Obviamente, que toda ação traz uma reação. A própria retirada da bandeira, tem um significado que precisa ser analisado. Ainda que haja discordâncias, não podemos nos negar uma reflexão. Quantos veem hoje a bandeira brasileira com a mesma representatividade de antes? Quantos, a veem com o sentimento de patriotismo sendo que hoje ele se revela com uma face fascista e intolerante? Um país que deveria ser de todos, mais do que nunca,  está sendo governado para bem poucos.  

De repente a humanidade teve que entender o que milhões de pessoas estão vivendo há séculos, em especial a população negra e indígena. Tivemos que entender que a Terra não aceita mais os disparates que estamos cometendo sobre seu solo em nome do capitalismo que queima, que fere, que mata e depreda. E ainda, tivemos que compreender que a ação de um afeta a todos, sem distinção.  
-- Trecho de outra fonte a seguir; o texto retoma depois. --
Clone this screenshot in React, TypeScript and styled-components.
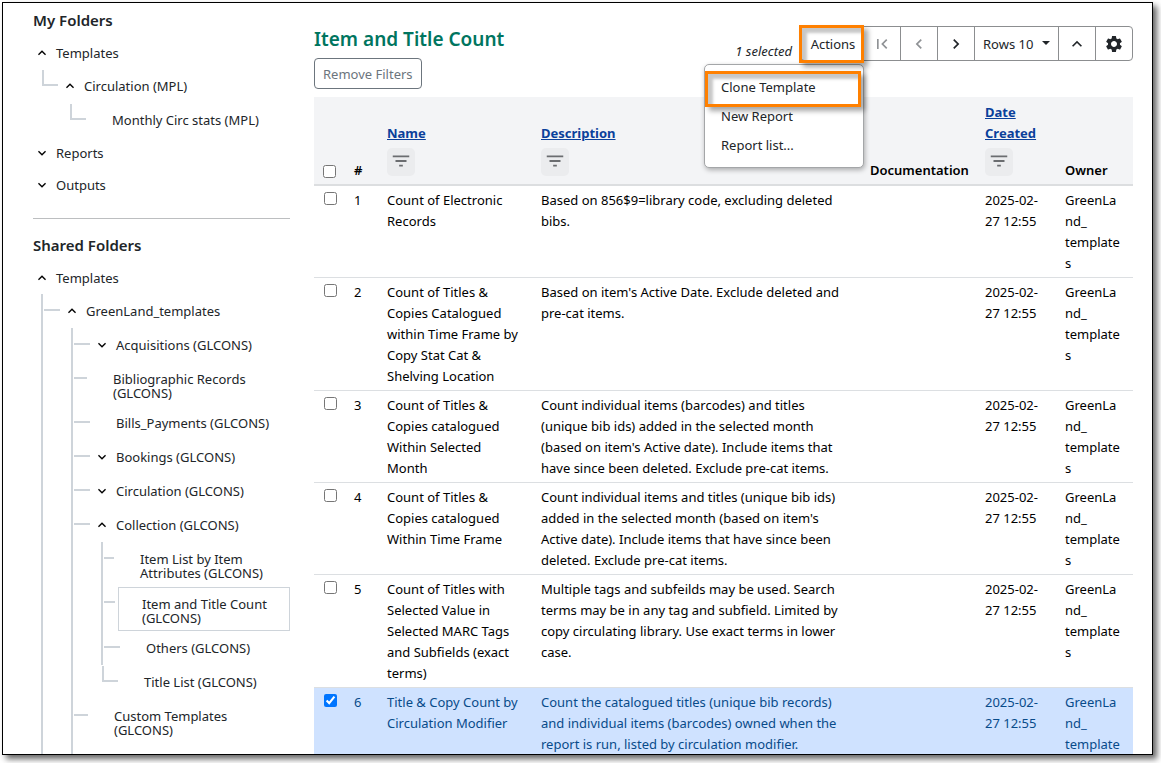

E é através desse período, que resumo brevemente, que sentimentos estão sendo gerados em toda a população. É possível que quem esteve ontem nas ruas queimando, quebrando, não entenda sobre ser negro, não entenda sobre ser favelado, mas, certamente, compreenderam o que é ser brasileiro e que essa história é escrita por todos. Estamos no mesmo barco. Estamos todos tendo que reaprender a viver sem tamanhas injustiças, disparidades e sem essa aceitação de situações excludentes, e estamos todos entendendo que é a hora essencial para um basta.  
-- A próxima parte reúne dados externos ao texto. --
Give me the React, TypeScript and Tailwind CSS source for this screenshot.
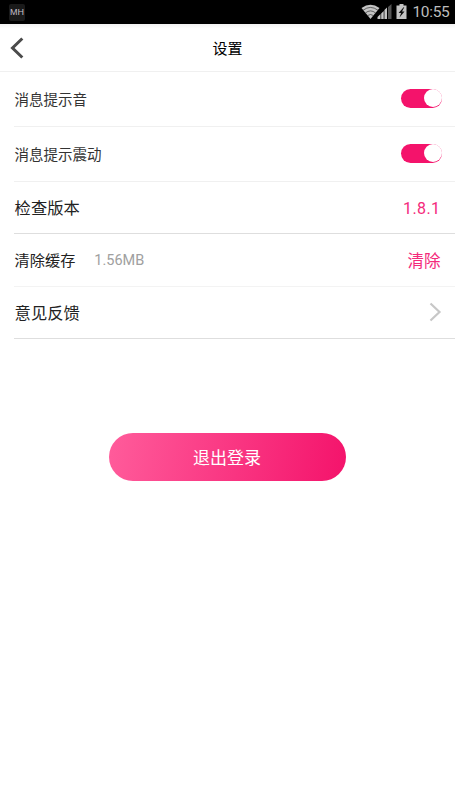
import type { ReactNode } from 'react';

function StatusBar() {
  return (
    <div className="flex h-6 items-center bg-black pl-[9px] pr-[5.500px]">
      <div className="flex h-[17px] w-4 items-center justify-center rounded-[2px] bg-[#1a1a1a] font-['Liberation_Sans',sans-serif] text-[9px] leading-none text-[#c4bec8]">
        MH
      </div>
      <div className="ml-auto flex items-center">
        <svg width="50" height="24" viewBox="0 0 50 24" fill="none">
          <path d="M0.500 8Q9.500 1.500 18.500 8L9.500 19Z" fill="#c4c4c4" />
          <path d="M2 10.300Q9.500 4.500 17 10.300M4.300 13Q9.500 8.800 14.700 13M6.500 15.600Q9.500 13.400 12.500 15.600" stroke="#333" strokeWidth="0.700" />
          <path d="M16.500 19v-2l3-3v5zM20.200 19v-5.500l2.500-2.500v8zM23.400 19V10l2.600-2.600V19z" fill="#c4c4c4" />
          <path d="M27 19V7L30.500 4v15z" fill="#555" />
          <path d="M38.500 4h4v1.500h3v13.500h-10V5.500h3z" fill="#c4c4c4" />
          <path d="M42.600 7.200l-5 5.800h2.500l-1.600 4.500 5-6h-2.500l2.300-4.300z" fill="#111" />
        </svg>
        <span className="ml-[1.500px] font-[Roboto,sans-serif] text-[15.500px] leading-6 tracking-[-0.300px] text-[#bdbdbd]">10:55</span>
      </div>
    </div>
  );
}

function Toggle() {
  return (
    <div className="mb-[2px] mr-[13px] flex h-[19px] w-[41.500px] items-center justify-end rounded-full bg-[#f4136b] p-[0.5px]">
      <div className="size-[18px] rounded-full bg-white" />
    </div>
  );
}

function Row({ className, children }: { className: string; children: ReactNode }) {
  return <div className={`ml-[14px] flex items-center justify-between border-b pl-[0.6px] ${className}`}>{children}</div>;
}

export default function App() {
  return (
    <div className="h-[809px] w-full overflow-hidden bg-white font-['Noto_Sans_CJK_SC',sans-serif] text-[#222]">
      <StatusBar />
      <header className="grid h-12 grid-cols-[1fr_auto_1fr] items-center border-b border-[#f0f0f0] bg-linear-to-b from-[#f2f2f2] to-white to-10%">
        <svg className="ml-[10px]" width="15" height="24" viewBox="0 0 15 24" fill="none">
          <path d="M12.300 2.500L2.500 12l9.800 9.500" stroke="#4b4b4b" strokeWidth="3" />
        </svg>
        <h1 className="text-[15px] leading-6 text-black">设置</h1>
      </header>
      <main>
        <Row className="h-[55px] border-[#f0f0f0] text-[14.500px] text-[#333]">
          <span>消息提示音</span>
          <Toggle />
        </Row>
        <Row className="h-[55px] border-[#f0f0f0] text-[14.500px] text-[#333]">
          <span>消息提示震动</span>
          <Toggle />
        </Row>
        <Row className="h-[52px] border-[#dedede] text-[16.300px]">
          <span>检查版本</span>
          <span className="mr-[14.500px] pt-[2px] font-[Roboto,sans-serif] text-[16px] tracking-[0.400px] text-[#f42a7b]">1.8.1</span>
        </Row>
        <Row className="h-[53px] border-[#f3f3f3] text-[15.200px]">
          <div className="flex items-center gap-[19px] pb-px">
            <span>清除缓存</span>
            <span className="pt-[2px] font-[Roboto,sans-serif] text-[14.500px] text-[#a0a0a0]">1.56MB</span>
          </div>
          <span className="mr-[14.500px] text-[16.500px] text-[#f42a7b]">清除</span>
        </Row>
        <Row className="h-[52px] border-[#dedede] text-[16.300px]">
          <span>意见反馈</span>
          <svg className="mb-px mr-[13px]" width="14" height="20" viewBox="0 0 14 20" fill="none">
            <path d="M2.500 1.500L11.500 10l-9 8.500" stroke="#c7c7c7" strokeWidth="2.200" />
          </svg>
        </Row>
        <button className="ml-[109px] mt-[94px] flex h-12 w-[237px] items-center justify-center rounded-full bg-linear-[100deg,#ff5c9b,#f4136b] pr-px text-[17px] text-white">
          退出登录
        </button>
      </main>
    </div>
  );
}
E uma luta, não deve excluir ou apagar a outra. O genocídio do povo preto. A luta do povo preto não pode ser apagada por qualquer que seja a ocorrência. Não podemos ignorar e nem sobrepor uma luta a outra. A postura antirracistas é isso. Ela não silencia. Ela se soma. E precisamos de todos, não por questões de “privilégios”, mas de consciência.  É necessário que agora a gente faça o dever de casa. Que consigamos olhar para as coisas tais como elas são e não como querem que a gente as veja. As nossas histórias, a história do povo preto, precisa ser contada por nós mesmos. E o povo precisa ser escutado. Precisa cessar com o que está roubando dia a dia o nosso direito de existir. E esse movimento não terá volta, ele é mundial. Isso tudo precisa parar. E a única pandemia agora que devemos aceitar, é a pandemia do direito de respirar.